Our aim is to show through a multidisciplinary lens that misopaedia is internalized and trivialized, therefore overlapping discourses on young people. In this effort, we will bring together literary and cinematographic fictions, but also other forms of fictional discourses found in medicine, psychology, the social sciences and politics. 

Our focus will be on contemporary France, without precluding an analysis of misopaedia in other countries.

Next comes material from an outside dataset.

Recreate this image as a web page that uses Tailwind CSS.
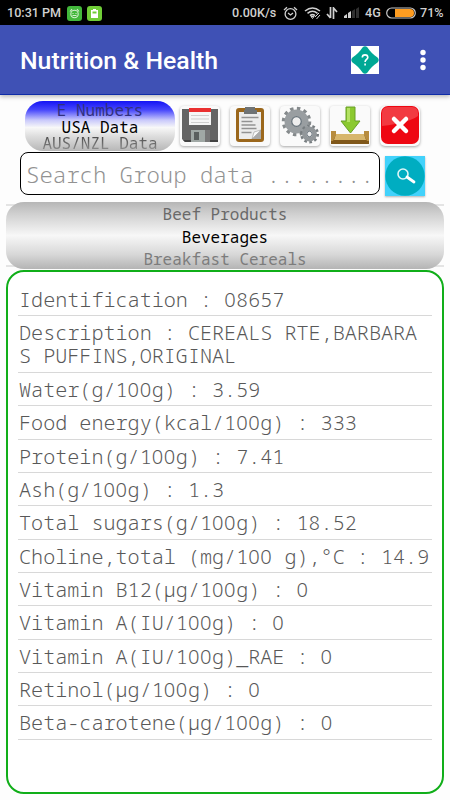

Among the proposals for the colloquium, we will be particularly interested in those who examine:

- The presence of misopaedia and adultism in artistic fictions

- The presence of misopaedia and adultism in normative or colloquial discourses originating from those claiming to be 'experts' rooted in scientific discipline: 'good advice' in the medical, psychological and educational fields. 

- The discursive trivialization of violence against children, particularly among politicians

- The cognitive dissociation concerning the effectiveness of school as a place of fulfillment and egalitarianism.

- The confusion between instruction and education, and the cultural bias that looks at prepared standardized intervention in all learning as imperative (educationism).

- Reflection on childism, etc.

These approaches on child studies are already abundant in other countries. The aim of this colloquium is to stimulate their emergence in the field of French research. And also to create international links in this research field. As Olivier Maurel, a historian of educational violence, puts it, this research is currently a "black hole for the human sciences". It is time for things to change. 

International conference organized by Cécile Kovacshazy

With the help of Daliborka Milovanovic

Timetable:

- 30 April 2024: deadline for submitting proposals.

Contact: cecilekova@yahoo.fr / cecile.kovacshazy@unilim.fr 

(between half a page and one page), accompanied by a short bio-bibliography)

Proposals will be considered under an anonymous double reading procedure. 

- 20 May 2024: decision by the scientific committee.